# Why is my resonance phase lag discontinous?

I am programming a phase-locked loop to track the resonance of a tuning fork so that the tuning fork is always on resonance. This will be used in condensed matter physics through atomic force microscopy.

Now, I am not certain about how to carry this out, so I was wondering if someone here could help me.

I have programmed an FPGA to output an arbitrary driving voltage, and this drives a tuning fork. This tuning fork then generates a signal that is eventually converted to a voltage and read by my device. Now, I also have a lock-in amplifier to detect the phase lag between my DAC (technically, the NCO that outputs via DAC) and ADC signals. I have made a graph of the phase difference after taking 4000 steps around the resonance frequency. Also, there is a graph of the LIA's detected magnitude*2.

I do not know what any of the transfer functions are, I apologize.
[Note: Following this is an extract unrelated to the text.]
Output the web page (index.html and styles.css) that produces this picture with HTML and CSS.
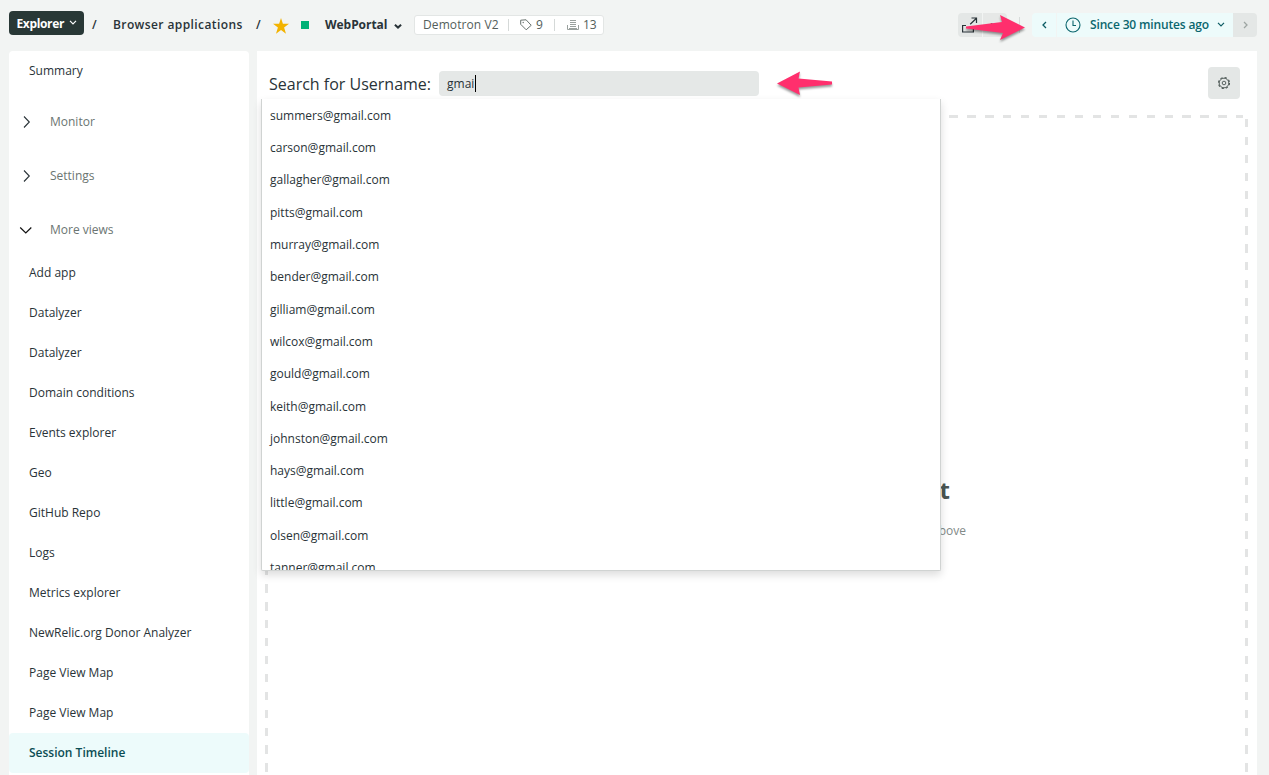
FILE: index.html
```html
<!DOCTYPE html>
<html lang="en">
<head>
<meta charset="utf-8">
<title>WebPortal - Session Timeline</title>
<link rel="stylesheet" href="styles.css">
</head>
<body>
<header class="topbar">
  <button class="explorer"><span>Explorer</span> <svg width="8" height="5" viewBox="0 0 8 5"><path d="M1 .8 4 3.8 7 .8" fill="none" stroke="#fff" stroke-width="1.2"/></svg></button>
  <span class="slash slash-first">/</span>
  <span class="crumb">Browser applications</span>
  <span class="slash slash-second">/</span>
  <svg class="star" width="16" height="16" viewBox="0 0 16 16"><path fill="#f3b300" d="M8 0 9.9 5.8H16L11.1 9.4 13 15.8 8 12 3 15.8 4.9 9.4 0 5.8H6.1Z"/></svg>
  <span class="status"></span>
  <span class="entity">WebPortal</span>
  <svg class="entity-caret" width="8" height="5" viewBox="0 0 8 5"><path d="M.9.8 4 3.6 7.1.8" fill="none" stroke="#293338" stroke-width="2"/></svg>
  <div class="meta">
    <span class="account">Demotron V2</span><i class="divider"></i>
    <svg class="tag" width="12" height="12" viewBox="0 0 12 12"><path d="M.7 1.2v4.1l5.5 5.5 5-4.5L6.1.8Z" fill="none" stroke="#68726e" stroke-linejoin="round"/><circle cx="3.2" cy="3.5" r=".7" fill="#68726e"/></svg>
    <span>9</span><i class="divider divider-second"></i>
    <svg class="stack" width="12" height="12" viewBox="0 0 12 12"><path d="M3 1.5h6M3 3.5h6M3 5.5h6M3 7.5h6M.5 6v4.5h11V6M2 9.5h8" fill="none" stroke="#9aa19e"/></svg>
    <span>13</span>
  </div>
  <div class="tools">
    <div class="share"><svg width="16" height="16" viewBox="0 0 16 16"><path d="M4 8.5H.6V15H11.4V11.5M8.2 7.3 14.5 1.2M9.5 1h5v5" fill="none" stroke="#293338" stroke-width="1.2"/></svg></div>
    <div class="more">···</div>
    <i class="tool-divider"></i>
    <div class="prev"><svg width="5" height="8" viewBox="0 0 5 8"><path d="M4 1 1 4 4 7" fill="none" stroke="#0b5b63" stroke-width="1.3"/></svg></div>
    <div class="time"><svg width="16" height="16" viewBox="0 0 16 16"><circle cx="8" cy="8" r="7" fill="none" stroke="#0b666e" stroke-width="1.1"/><path d="M8 3.5V8.5h3" fill="none" stroke="#0b666e" stroke-width="1.1"/></svg><span>Since 30 minutes ago</span><svg width="8" height="5" viewBox="0 0 8 5"><path d="M1 .8 4 3.8 7 .8" fill="none" stroke="#0b5b63" stroke-width="1.2"/></svg></div>
    <div class="next"><svg width="5" height="8" viewBox="0 0 5 8"><path d="M1 1 4 4 1 7" fill="none" stroke="#9da5a2" stroke-width="1.3"/></svg></div>
  </div>
</header>
<div class="layout">
  <nav class="sidebar">
    <a class="item">Summary</a>
    <div class="group group-first"><svg width="14" height="14" viewBox="0 0 14 14"><path d="m5 1.5 5.3 5.5L5 12.5" fill="none" stroke="#293338" stroke-width="1.1"/></svg><span>Monitor</span></div>
    <div class="group"><svg width="14" height="14" viewBox="0 0 14 14"><path d="m5 1.5 5.3 5.5L5 12.5" fill="none" stroke="#293338" stroke-width="1.1"/></svg><span>Settings</span></div>
    <div class="group"><svg width="14" height="14" viewBox="0 0 14 14"><path d="M1.2 4.5 6.8 10l5.5-5.5" fill="none" stroke="#111" stroke-width="1.2"/></svg><span>More views</span></div>
    <div class="views">
      <a class="item">Add app</a>
      <a class="item">Datalyzer</a>
      <a class="item">Datalyzer</a>
      <a class="item">Domain conditions</a>
      <a class="item">Events explorer</a>
      <a class="item">Geo</a>
      <a class="item">GitHub Repo</a>
      <a class="item">Logs</a>
      <a class="item">Metrics explorer</a>
      <a class="item">NewRelic.org Donor Analyzer</a>
      <a class="item">Page View Map</a>
      <a class="item">Page View Map</a>
      <a class="item active">Session Timeline</a>
    </div>
  </nav>
  <main class="panel">
    <div class="search">
      <label class="search-label">Search for Username:</label>
      <div class="input"><span>gmai</span><i class="cursor"></i></div>
      <button class="settings"><svg width="14" height="14" viewBox="0 0 14 14"><circle cx="7" cy="7" r="5.5" fill="none" stroke="#4a5552" stroke-width="1.1" stroke-dasharray="2.2 2.12"/><circle cx="7" cy="7" r="4.8" fill="none" stroke="#4a5552" stroke-width=".9"/><circle cx="7" cy="7" r="1.8" fill="none" stroke="#4a5552" stroke-width=".9"/></svg></button>
      <ul class="dropdown">
        <li>summers@gmail.com</li>
        <li>carson@gmail.com</li>
        <li>gallagher@gmail.com</li>
        <li>pitts@gmail.com</li>
        <li>murray@gmail.com</li>
        <li>bender@gmail.com</li>
        <li>gilliam@gmail.com</li>
        <li>wilcox@gmail.com</li>
        <li>gould@gmail.com</li>
        <li>keith@gmail.com</li>
        <li>johnston@gmail.com</li>
        <li>hays@gmail.com</li>
        <li>little@gmail.com</li>
        <li>olsen@gmail.com</li>
        <li>tanner@gmail.com</li>
      </ul>
    </div>
    <section class="empty">
      <h2>t</h2>
      <p>above</p>
    </section>
  </main>
</div>
<svg class="arrow arrow-right" width="64" height="34" viewBox="0 0 64 34"><path fill="#ff2f6d" d="M1 14.5 37 10 35 3 60 15.5 35 28 38 21 1 16.5Z"/></svg>
<svg class="arrow arrow-left" width="62" height="32" viewBox="0 0 62 32"><path fill="#ff2f6d" d="M3 12.5 26 .5 24.5 7.5 58 10.5V13.5L24.5 16.5 26 24Z"/></svg>
</body>
</html>
```
FILE: styles.css
```css
* { box-sizing: border-box; }
body {
  margin: 0;
  height: 775px;
  overflow: hidden;
  position: relative;
  background: #f2f4f3;
  color: #293338;
  font: 12px/20px "Open Sans", "Noto Sans", sans-serif;
}
svg { display: block; flex: none; }
button { border: 0; padding: 0; font: inherit; }
.topbar { display: flex; align-items: center; height: 51px; padding: 0 12px 2px 9px; font-weight: 600; }
.topbar > * { flex: none; }
.explorer {
  display: flex; align-items: center; justify-content: center; gap: 5px;
  width: 75px; height: 24px; margin-bottom: 4px;
  border-radius: 4px; background: #293836; color: #fff; font-weight: 600;
}
.explorer span { width: 47px; padding-top: 2px; text-align: left; white-space: nowrap; font-weight: 700; letter-spacing: -.35px; }
.slash-first { width: 29px; padding-left: 8px; }
.crumb { width: 143px; letter-spacing: .4px; }
.slash-second { width: 17px; }
.status { width: 8px; height: 8px; margin: 1px 16px 0 12px; background: #00b176; }
.star { margin-top: 2px; }
.entity { width: 69px; font-weight: 700; letter-spacing: -.05px; }
.entity-caret { margin-top: 3px; }
.meta {
  display: flex; align-items: center; width: 190px; height: 20px; margin-left: 12px; padding-left: 8px;
  border: 1px solid #e3e6e5; border-radius: 3px; background: #fff; color: #535e5b; font-weight: 400;
}
.account { width: 85px; letter-spacing: .1px; }
.divider { width: 1px; height: 12px; margin-right: 11px; background: #d5d9d8; }
.divider-second { margin-left: 11px; margin-right: 12px; }
.tag { margin-right: 4px; }
.stack { margin-right: 4px; }
.tools { display: flex; align-items: center; height: 24px; margin-left: auto; color: #0b666e; }
.tools > * { display: flex; align-items: center; justify-content: center; height: 24px; }
.share { width: 24px; border-radius: 4px 0 0 4px; background: #e4e7e6; }
.more { width: 24px; margin-left: 1px; border-radius: 0 4px 4px 0; background: #e6e8e7; color: #293338; }
.tools > .tool-divider { width: 1px; height: 16px; margin: 0 12px; background: #d8dcdb; }
.prev { width: 24px; border-radius: 4px 0 0 4px; background: #edfbfb; }
.time { width: 176px; margin-left: 1px; background: #edfbfb; }
.time span { width: 120px; margin: 0 7px 0 9px; white-space: nowrap; letter-spacing: -.15px; }
.next { width: 24px; border-radius: 0 4px 4px 0; background: #e4e7e6; }
.layout { display: flex; gap: 8px; height: 724px; padding: 0 12px 0 9px; }
.sidebar { width: 240px; border-radius: 4px 4px 0 0; background: #fff; }
.item { display: flex; align-items: center; height: 40px; padding-left: 20px; }
.group { display: flex; align-items: center; height: 54px; padding-left: 10px; gap: 17px; color: #6b7572; }
.group-first { margin-top: 4px; }
.views { margin-top: -4px; }
.active { border-radius: 4px; background: #edfbfb; color: #0b4d54; font-weight: 600; }
.panel { display: flex; flex-direction: column; width: 1000px; background: #fff; }
.search { display: flex; align-items: center; position: relative; height: 64px; padding: 0 17px 0 12px; }
.search-label { width: 170px; padding-top: 2px; font-size: 16px; white-space: nowrap; }
.input { display: flex; align-items: center; width: 320px; height: 25px; padding-left: 8px; border-radius: 4px; background: #e5e8e7; }
.input span { padding-top: 2px; }
.cursor { width: 1px; height: 17px; margin-left: 1px; background: #000; }
.settings { display: flex; align-items: center; justify-content: center; width: 32px; height: 32px; margin-left: auto; border-radius: 4px; background: #e4e7e6; }
.dropdown {
  position: absolute; z-index: 2; left: 4px; top: 48px; width: 680px; height: 472px;
  margin: 0; padding: .7px 0 0; overflow: hidden; list-style: none; background: #fff;
  border: 1px solid #d0d3d2; border-top: 0; border-radius: 0 0 2px 2px; box-shadow: 0 4px 8px rgba(0, 0, 0, .14);
}
.dropdown li { display: flex; align-items: center; height: 32.3px; padding-left: 8px; }
.empty {
  flex: 1; margin: 0 9px 0 8px; padding: 359px 282px 0 0; text-align: right; color: #828a88;
  background:
    repeating-linear-gradient(90deg, #e3e4e4 0 8.5px, transparent 8.5px 17.95px) 2px 0 / 976px 3px no-repeat,
    repeating-linear-gradient(#e3e4e4 0 8.3px, transparent 8.3px 17.9px) 0 4px / 3px 100% no-repeat,
    repeating-linear-gradient(#e3e4e4 0 8.3px, transparent 8.3px 17.9px) 100% 4px / 3px 100% no-repeat;
}
.empty h2 { margin: 0 16px 0 0; color: #4a5552; font-size: 24px; line-height: 32px; }
.empty p { margin: 15px 0 0; }
.arrow { position: absolute; z-index: 3; filter: drop-shadow(0 2px 1px rgba(0, 0, 0, .4)); }
.arrow-right { left: 965px; top: 12px; }
.arrow-left { left: 774px; top: 71px; }
```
Phase difference (phase lag) graph on left. Resonance centered at 32.7635 kHz However, my phase difference graph is likely incorrect. I found the following that displays continuous "pretty" graph that may be what I am supposed to have.

Phase lag in blue

Does anyone know why phase graph has a max/min of 1/-1? If so, does anyone know how I may fix it?

Thank you

• Your phase in the Labview plot, is in normalized radians, right? That is +1 = 180 degrees and -1 = 180 degrees?
– Ben
Commented Feb 9, 2021 at 18:53
• I would assume so. However, I did not explicitly specify for the detected phase to be normalized, nor did I normalize the data. Commented Feb 9, 2021 at 18:54
• You could unwrap the phase, and the discontinuity would go away
– Ben
Commented Feb 9, 2021 at 19:06
• I tried using the LabVIEW "Unwrap Phase PtByPt" subVI, but it produces the same output zone.ni.com/reference/en-XX/help/371361R-01/ptbypt/… Commented Feb 9, 2021 at 19:18
• the VI expects an input with a ±pi range. You have a ± 1 range. You should miltiply your phase by $\pi$
– Ben
Commented Feb 9, 2021 at 19:19